Des centaines de personnes ont manifesté lundi 6 février à Lagos pour protester contre la politique économique du gouvernement nigérian et réclamer des solutions à la récession qui frappe le géant ouest-africain.

Environ 500 personnes se sont rassemblées en début de matinée au Stade national de la capitale économique nigériane, brandissant des pancartes « Les chômeurs ont faim et sont en colère » ou encore « Je ne me tairais plus ». Les manifestants ont ensuite entamé une marche pacifique en direction du Théâtre national, aux rythmes de tambours et de trompettes, en chantant « Assez, c’est assez ! ». La manifestation était encadrée par un très important dispositif policier, tandis qu’un hélicoptère de la police nationale tournait dans le ciel.

« Tout coûte très cher aujourd’hui. Le prix de la nourriture, le prix de l’essence a augmenté… Nous souffrons mais les politiciens s’en fichent ! », s’emporte un étudiant, Elias Ozikpu, affirmant que le prix d’un sac de riz est passé de 6 000 nairas (18 euros) à 22 000 nairas (65 euros) à cause de l’inflation. « Il y a deux ans nous avons élu un nouveau gouvernement parce que le précédent, celui de [Goodluck] Jonathan, était corrompu. Mais nous ne voyons pas de changement, c’est encore pire maintenant », a ajouté le jeune homme.

A l’origine de l’appel à manifester, la star d’afro-pop 2Face avait fait marche arrière dimanche, invoquant des raisons de sécurité pour annuler le rassemblement, qui avait auparavant été interdit par la police.
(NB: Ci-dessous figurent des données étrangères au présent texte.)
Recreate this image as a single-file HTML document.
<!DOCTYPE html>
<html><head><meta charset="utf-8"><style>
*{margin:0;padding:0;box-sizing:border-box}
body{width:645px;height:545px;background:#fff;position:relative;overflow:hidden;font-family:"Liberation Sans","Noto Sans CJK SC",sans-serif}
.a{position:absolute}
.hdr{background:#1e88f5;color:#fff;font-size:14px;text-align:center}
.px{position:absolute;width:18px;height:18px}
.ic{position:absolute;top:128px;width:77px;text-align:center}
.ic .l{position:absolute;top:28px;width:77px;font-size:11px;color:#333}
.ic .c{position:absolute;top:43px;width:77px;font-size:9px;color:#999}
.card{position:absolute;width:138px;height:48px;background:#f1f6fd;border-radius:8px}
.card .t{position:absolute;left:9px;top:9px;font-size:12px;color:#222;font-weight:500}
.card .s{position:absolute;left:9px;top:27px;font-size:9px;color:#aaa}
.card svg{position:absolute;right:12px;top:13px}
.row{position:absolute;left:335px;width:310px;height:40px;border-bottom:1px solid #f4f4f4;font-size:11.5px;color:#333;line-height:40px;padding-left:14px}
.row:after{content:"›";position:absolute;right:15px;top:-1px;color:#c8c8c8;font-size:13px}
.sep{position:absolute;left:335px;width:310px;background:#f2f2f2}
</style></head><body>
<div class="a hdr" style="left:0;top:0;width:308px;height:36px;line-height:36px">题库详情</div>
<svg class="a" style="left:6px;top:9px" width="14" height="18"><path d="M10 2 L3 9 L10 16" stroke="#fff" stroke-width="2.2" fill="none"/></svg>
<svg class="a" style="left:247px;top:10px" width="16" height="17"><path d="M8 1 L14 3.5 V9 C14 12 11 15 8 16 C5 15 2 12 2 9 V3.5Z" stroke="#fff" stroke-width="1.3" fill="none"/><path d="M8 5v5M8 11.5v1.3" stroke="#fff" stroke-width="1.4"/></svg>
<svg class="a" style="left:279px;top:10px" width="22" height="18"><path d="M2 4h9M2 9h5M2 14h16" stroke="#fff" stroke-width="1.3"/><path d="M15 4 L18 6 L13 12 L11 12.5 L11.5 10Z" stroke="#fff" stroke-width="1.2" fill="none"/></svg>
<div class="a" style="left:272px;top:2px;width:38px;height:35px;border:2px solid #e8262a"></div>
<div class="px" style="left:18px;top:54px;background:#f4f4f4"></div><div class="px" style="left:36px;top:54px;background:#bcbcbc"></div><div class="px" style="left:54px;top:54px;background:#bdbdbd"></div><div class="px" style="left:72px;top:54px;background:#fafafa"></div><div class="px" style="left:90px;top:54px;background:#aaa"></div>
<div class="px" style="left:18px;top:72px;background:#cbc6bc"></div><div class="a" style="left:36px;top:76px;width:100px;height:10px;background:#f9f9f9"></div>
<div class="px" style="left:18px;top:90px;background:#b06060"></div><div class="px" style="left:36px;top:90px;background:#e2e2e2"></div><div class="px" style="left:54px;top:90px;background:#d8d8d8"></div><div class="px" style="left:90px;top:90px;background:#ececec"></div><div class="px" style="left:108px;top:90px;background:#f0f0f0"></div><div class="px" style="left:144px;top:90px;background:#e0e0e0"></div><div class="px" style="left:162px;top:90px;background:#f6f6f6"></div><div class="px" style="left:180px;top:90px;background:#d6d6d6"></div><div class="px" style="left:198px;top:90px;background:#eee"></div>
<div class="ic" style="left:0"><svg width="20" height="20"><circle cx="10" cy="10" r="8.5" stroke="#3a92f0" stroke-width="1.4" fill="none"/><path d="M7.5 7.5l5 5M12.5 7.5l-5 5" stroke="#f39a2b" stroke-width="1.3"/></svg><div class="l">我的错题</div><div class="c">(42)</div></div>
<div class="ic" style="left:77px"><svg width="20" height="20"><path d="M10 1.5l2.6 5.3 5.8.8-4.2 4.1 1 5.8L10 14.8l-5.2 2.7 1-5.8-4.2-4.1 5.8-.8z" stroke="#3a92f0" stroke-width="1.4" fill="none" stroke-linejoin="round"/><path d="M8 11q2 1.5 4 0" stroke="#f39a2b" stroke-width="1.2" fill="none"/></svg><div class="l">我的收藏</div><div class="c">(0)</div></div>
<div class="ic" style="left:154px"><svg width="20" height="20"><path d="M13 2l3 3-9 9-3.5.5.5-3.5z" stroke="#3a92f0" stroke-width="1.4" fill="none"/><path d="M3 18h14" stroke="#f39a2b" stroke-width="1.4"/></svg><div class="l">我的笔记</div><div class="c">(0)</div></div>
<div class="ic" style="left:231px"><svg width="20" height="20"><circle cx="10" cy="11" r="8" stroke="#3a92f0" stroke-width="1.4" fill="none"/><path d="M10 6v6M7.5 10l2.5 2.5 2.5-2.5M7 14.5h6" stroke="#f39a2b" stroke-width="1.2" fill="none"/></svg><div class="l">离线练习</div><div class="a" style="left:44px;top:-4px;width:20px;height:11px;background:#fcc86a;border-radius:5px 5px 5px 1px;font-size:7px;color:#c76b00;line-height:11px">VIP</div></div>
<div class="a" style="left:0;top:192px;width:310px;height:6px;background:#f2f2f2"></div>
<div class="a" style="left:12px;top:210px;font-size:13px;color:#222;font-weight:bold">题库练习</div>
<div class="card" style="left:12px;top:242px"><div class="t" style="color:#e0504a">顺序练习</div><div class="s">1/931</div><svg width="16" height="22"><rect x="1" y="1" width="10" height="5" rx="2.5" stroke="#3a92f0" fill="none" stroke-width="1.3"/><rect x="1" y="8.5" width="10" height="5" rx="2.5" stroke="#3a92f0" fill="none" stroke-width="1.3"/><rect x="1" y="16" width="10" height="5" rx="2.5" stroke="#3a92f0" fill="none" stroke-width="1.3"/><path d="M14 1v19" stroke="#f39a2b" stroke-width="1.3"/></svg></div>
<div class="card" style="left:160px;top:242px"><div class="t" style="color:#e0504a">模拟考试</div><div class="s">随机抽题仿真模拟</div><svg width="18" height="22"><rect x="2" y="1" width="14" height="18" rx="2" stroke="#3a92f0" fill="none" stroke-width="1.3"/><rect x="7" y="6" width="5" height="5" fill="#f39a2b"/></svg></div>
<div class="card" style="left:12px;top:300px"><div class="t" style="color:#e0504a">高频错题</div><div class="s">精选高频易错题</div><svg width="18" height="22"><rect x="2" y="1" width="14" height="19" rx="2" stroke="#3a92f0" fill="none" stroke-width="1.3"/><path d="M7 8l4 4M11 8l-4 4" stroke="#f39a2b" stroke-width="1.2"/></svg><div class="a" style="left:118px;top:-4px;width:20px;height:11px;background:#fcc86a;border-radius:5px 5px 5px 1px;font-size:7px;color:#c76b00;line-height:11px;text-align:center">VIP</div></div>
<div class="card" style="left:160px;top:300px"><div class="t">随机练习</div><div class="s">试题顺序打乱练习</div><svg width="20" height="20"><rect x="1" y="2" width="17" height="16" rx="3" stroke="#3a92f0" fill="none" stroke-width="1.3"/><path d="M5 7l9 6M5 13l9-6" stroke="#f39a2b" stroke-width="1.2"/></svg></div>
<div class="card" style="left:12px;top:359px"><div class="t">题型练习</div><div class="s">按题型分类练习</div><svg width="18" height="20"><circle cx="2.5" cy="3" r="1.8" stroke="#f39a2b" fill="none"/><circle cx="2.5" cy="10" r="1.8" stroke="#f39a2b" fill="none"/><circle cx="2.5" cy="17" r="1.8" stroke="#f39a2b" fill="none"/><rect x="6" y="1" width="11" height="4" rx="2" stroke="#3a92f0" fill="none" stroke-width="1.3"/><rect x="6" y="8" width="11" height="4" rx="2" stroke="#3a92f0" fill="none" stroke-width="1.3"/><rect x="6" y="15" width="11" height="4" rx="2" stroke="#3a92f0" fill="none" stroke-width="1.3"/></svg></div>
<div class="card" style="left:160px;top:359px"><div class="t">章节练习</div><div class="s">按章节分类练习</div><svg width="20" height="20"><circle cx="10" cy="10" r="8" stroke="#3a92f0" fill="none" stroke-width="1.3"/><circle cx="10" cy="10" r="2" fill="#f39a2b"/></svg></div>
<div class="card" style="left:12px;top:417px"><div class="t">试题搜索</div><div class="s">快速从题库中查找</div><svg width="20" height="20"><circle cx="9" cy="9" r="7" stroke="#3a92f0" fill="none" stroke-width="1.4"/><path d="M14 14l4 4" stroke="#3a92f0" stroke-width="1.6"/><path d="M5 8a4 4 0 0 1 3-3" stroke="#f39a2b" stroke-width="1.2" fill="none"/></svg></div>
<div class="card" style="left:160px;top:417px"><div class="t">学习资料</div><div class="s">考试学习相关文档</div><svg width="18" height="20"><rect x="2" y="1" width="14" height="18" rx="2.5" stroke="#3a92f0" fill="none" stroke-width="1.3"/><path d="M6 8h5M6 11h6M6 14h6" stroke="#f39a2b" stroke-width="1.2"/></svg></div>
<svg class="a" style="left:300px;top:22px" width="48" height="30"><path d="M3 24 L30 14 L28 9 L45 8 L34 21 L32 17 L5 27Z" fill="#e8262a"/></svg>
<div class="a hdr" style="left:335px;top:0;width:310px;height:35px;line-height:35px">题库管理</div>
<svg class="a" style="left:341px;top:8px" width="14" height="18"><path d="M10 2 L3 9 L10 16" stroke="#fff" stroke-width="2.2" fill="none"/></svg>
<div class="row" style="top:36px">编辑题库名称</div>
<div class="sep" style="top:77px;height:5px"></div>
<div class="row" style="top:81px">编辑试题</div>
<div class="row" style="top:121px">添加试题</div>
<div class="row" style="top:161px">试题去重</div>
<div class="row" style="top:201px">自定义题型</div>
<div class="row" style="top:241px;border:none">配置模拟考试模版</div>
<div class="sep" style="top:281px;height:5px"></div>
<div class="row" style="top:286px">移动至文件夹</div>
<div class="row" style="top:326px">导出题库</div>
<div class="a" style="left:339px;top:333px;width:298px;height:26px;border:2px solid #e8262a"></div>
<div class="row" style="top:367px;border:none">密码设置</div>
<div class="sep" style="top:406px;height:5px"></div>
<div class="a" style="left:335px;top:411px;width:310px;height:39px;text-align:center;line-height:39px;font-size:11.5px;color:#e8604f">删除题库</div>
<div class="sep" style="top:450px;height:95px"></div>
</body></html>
« Chers Nigérians, après consultations, il apparaît que la manifestation #OneVoice prévue à Lagos et Abuja le lundi 6 février est sérieusement menacée de détournement par des intérêts qui ne sont pas en ligne avec nos idéaux », avait affirmé la star dans un clip diffusé sur son compte Instagram. « Le message que je veux faire passer ne vaut pas de mettre en danger la vie d’un seul Nigérian », avait-il dit. Mais son initiative, rare de la part d’une célébrité au Nigeria, avait reçu un large soutien populaire, et plusieurs organisations de la société civile ont décidé malgré tout de maintenir la marche, appelant les Nigérians à se rassembler via les réseaux sociaux, avec le mot d’ordre #IStandWithNigeria.

Buhari à l’étranger

Dans les rues d’Abuja ce lundi, les Nigérians s’interrogeaient aussi sur l’état de santé du président nigérian Muhammadu Buhari, qui a repoussé son retour de vacances au Royaume-Uni pour raisons médicales, laissant le champ libre aux pires rumeurs.

L’ancien général de l’armée, âgé de 74 ans, devait initialement reprendre le travail dans la matinée à Abuja, la capitale administrative du Nigeria. Mais, dimanche soir, son cabinet a annoncé qu’il prolongerait son séjour à Londres sur recommandation de ses médecins, en attendant les résultats d’une série d’examens médicaux effectués à l’occasion de ses congés.

Aucun calendrier n’a été communiqué concernant son retour prévu et aucun détail donné sur les examens subis par le chef de l’Etat, absent depuis le 19 janvier. Le gouvernement nigérian peine à convaincre que le président se porte bien et a même dû démentir à plusieurs reprises des rumeurs persistantes sur les réseaux sociaux et dans les médias, selon lesquelles il serait gravement malade, voire décédé pendant son séjour.

La santé du chef de l’Etat est une question sensible au Nigeria. En 2010, le président Umaru Yar’Adua est décédé de problèmes rénaux, longtemps cachés au grand public. Son hospitalisation à l’étranger avait déclenché des mois d’incertitude politique, jusqu’à sa mort qui a finalement porté au pouvoir le deuxième personnage de l’Etat, Goodluck Jonathan. Certes, l’administration Buhari n’a pas caché le fait que le président devait se faire soigner : en juin 2016, son voyage à Londres pour soigner une infection persistante de l’oreille interne avait été rendu public.

Le président a également annoncé en janvier qu’il devait se soumettre à des « bilans de routine ». Mais Buhari et son parti, l’All Progressives Congress (APC), n’ont pas réussi à mettre un terme aux rumeurs les plus pessimistes. Le vice-président Yemi Osinbajo, assurant l’intérim, a ajouté qu’il n’y a pas de vacance du pouvoir.